Escapou ao atentado contra o Charlie Hebdo e é das mulheres mais protegidas de França. Zineb El Rhazoui falou ao Observador da sua luta contra o que chama de "fascismo islâmico".

Para os crentes, foi graças a Deus que a jornalista franco-marroquina Zineb El Rhazoui se salvou da matança de uma dúzia de companheiros e polícias no dia 7 de Janeiro de 2015 nas instalações do semanário satírico Charlie Hebdo. Para Zineb, uma ateia, foi simplesmente pelo facto de estar em Marrocos, de férias. Militante dos direitos humanos, dos direitos da mulher e defensora da laicidade, esta jornalista de 35 anos saiu entretanto do semanário, e, com uma renovada força, escreveu o livro Détruire le Fascisme Islamique (Destruir o Fascismo Islâmico). Um texto tão curto (70 páginas de uma edição de bolso) quanto frontal, no qual desmonta os argumentos de quem, perante a mínima crítica em relação ao islão, grita ‘islamofobia’ ou ‘racismo’.

Zineb não consegue ser discreta. Desde jovem que corre riscos, seja a fazer oposição ao regime marroquino, seja na forma como se veste (renegando o véu, por exemplo). Até a comer uma sanduíche se revela de enorme coragem. No verão de 2009, o grupo Mouvement Alternatif pour les Libertés Individuelles, fundado por Zineb El Rhazoui e por uma amiga, agitou Marrocos. Marcaram um piquenique em pleno dia durante o Ramadão. O objetivo era protestar contra um artigo do código civil que proibia os marroquinos de quebrarem o jejum em público. O atrevimento não chegou ao fim, porque a polícia interveio, mas Zineb não se livrou de problemas com a justiça nem com os fundamentalistas: recebeu a primeira condenação, de muitas, sob a forma de uma fatwa.
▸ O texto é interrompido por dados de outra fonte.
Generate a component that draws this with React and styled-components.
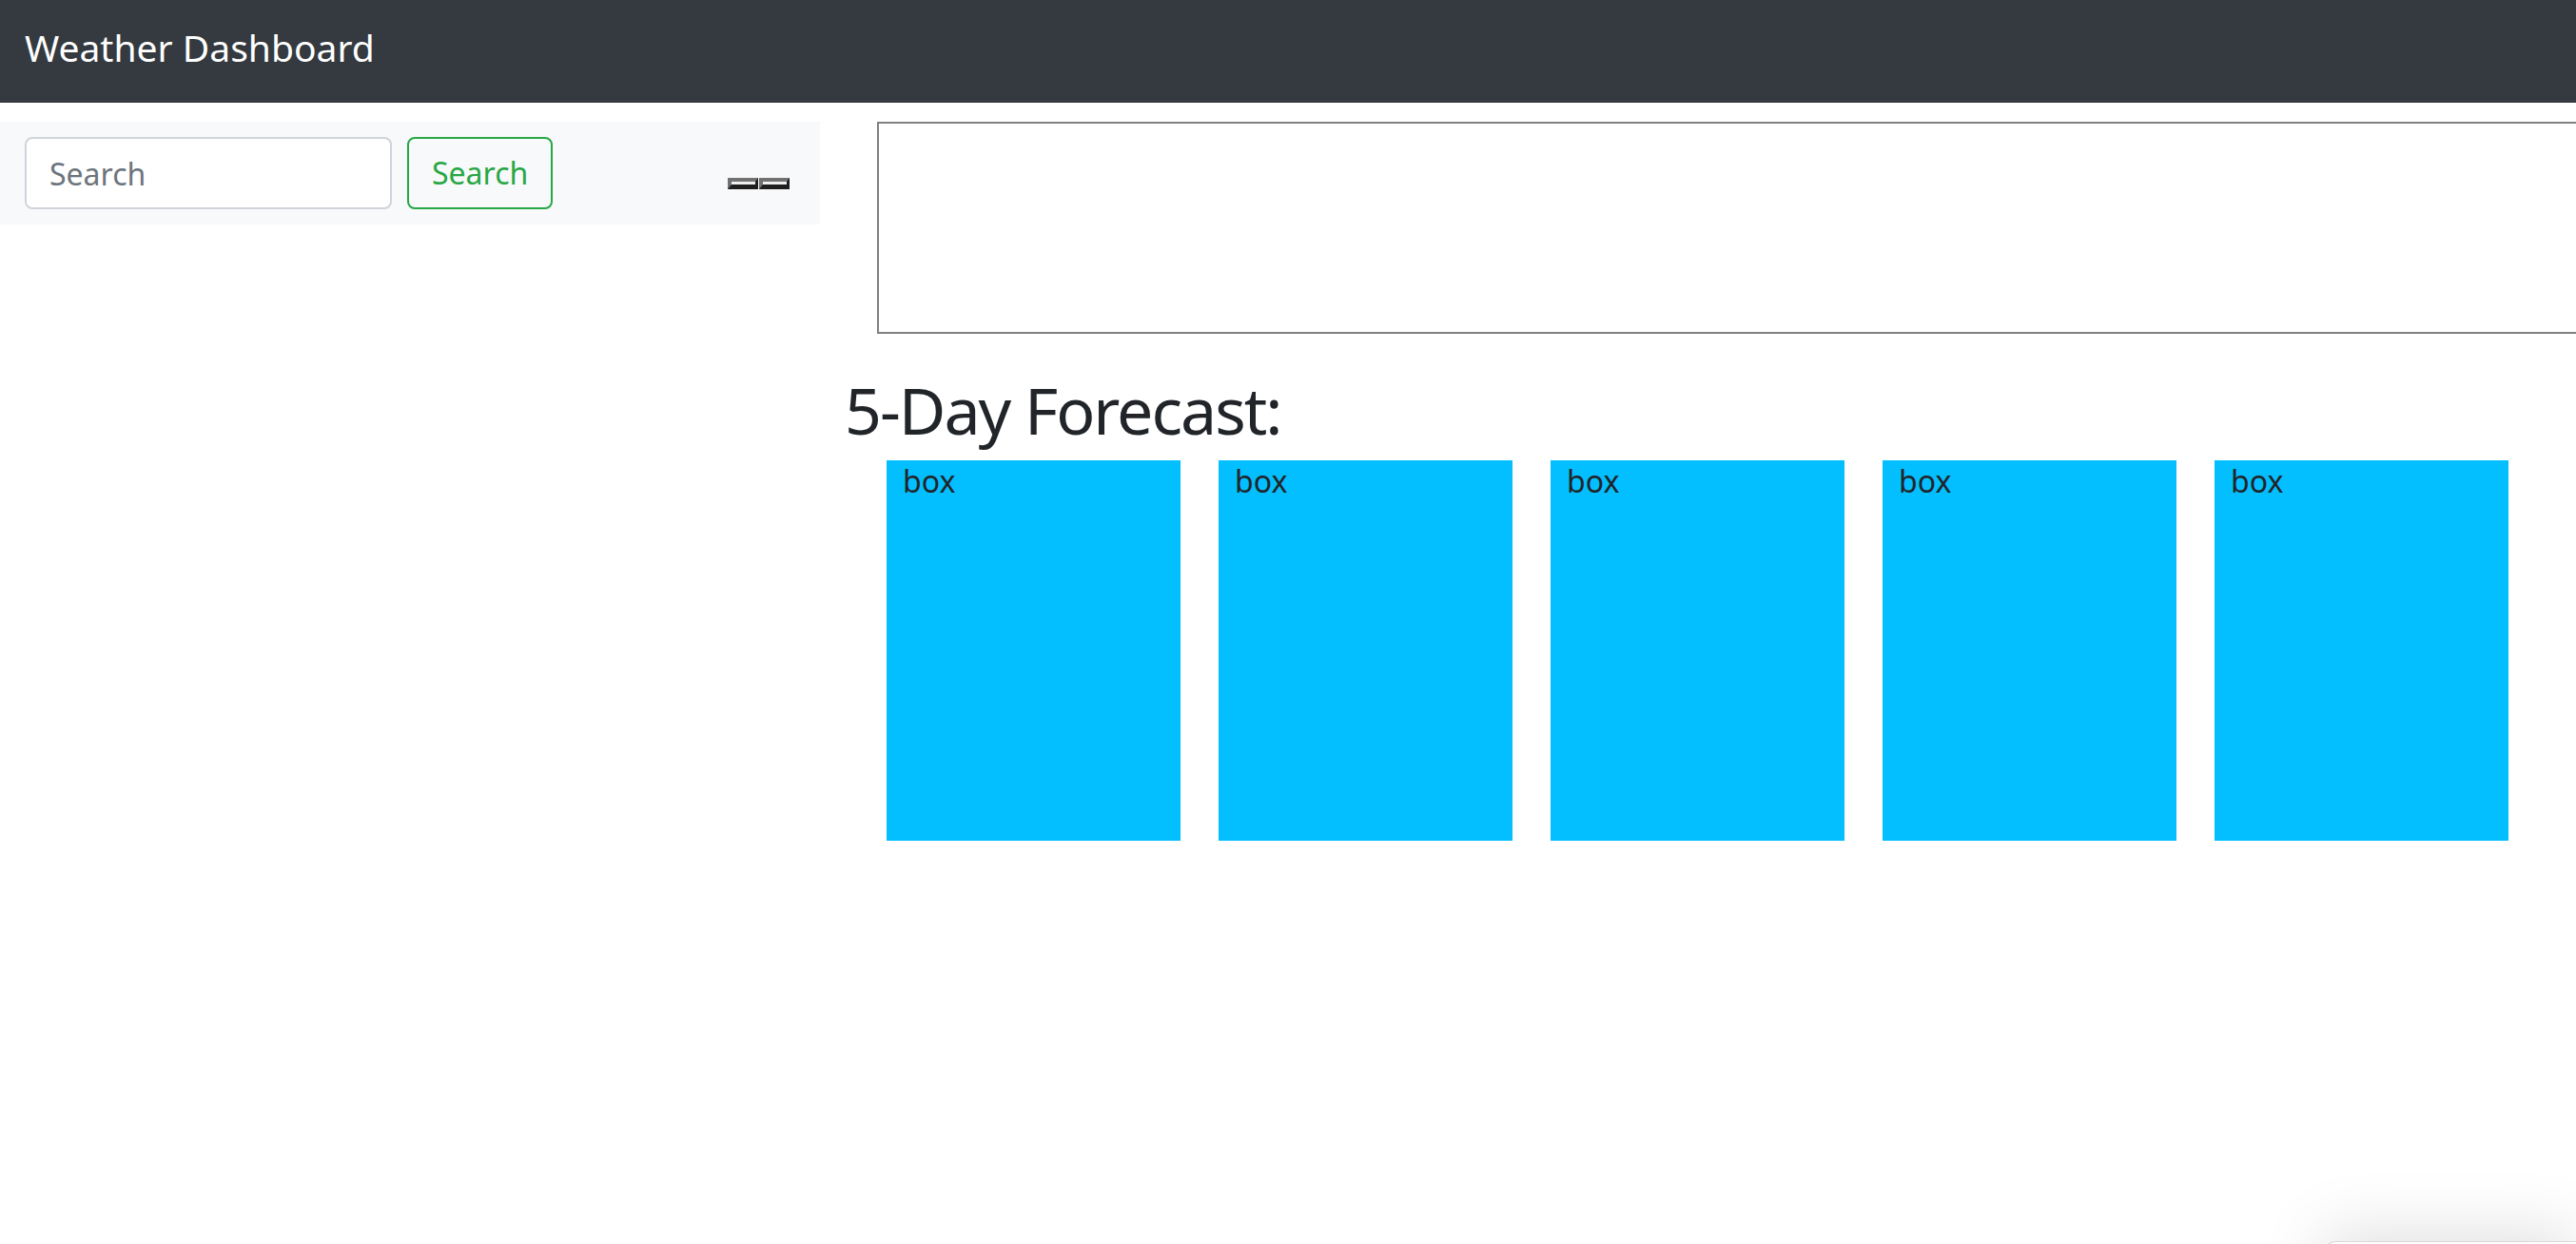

Hoje, a viver em França, continua com a cabeça a prémio.

Zineb

Destruir o Fascismo Islâmico, é o livro mais recente de Zineb

Foi ameaçada de morte. Continua a ser protegida pela polícia?
Sim, dizem que sou a mulher com mais proteção em França. Tenho várias fatwas a condenarem-me à morte, é uma espécie de palavra-passe que permanece com a pessoa. E é a prova que estamos face ao fascismo, face a um totalitarismo. E nunca aceitarei ceder para respeitar qualquer coisa sagrada que é defendida por kalashnikovs. Diria que o nosso dever enquanto espíritos livres é bater-nos contra os ditadores.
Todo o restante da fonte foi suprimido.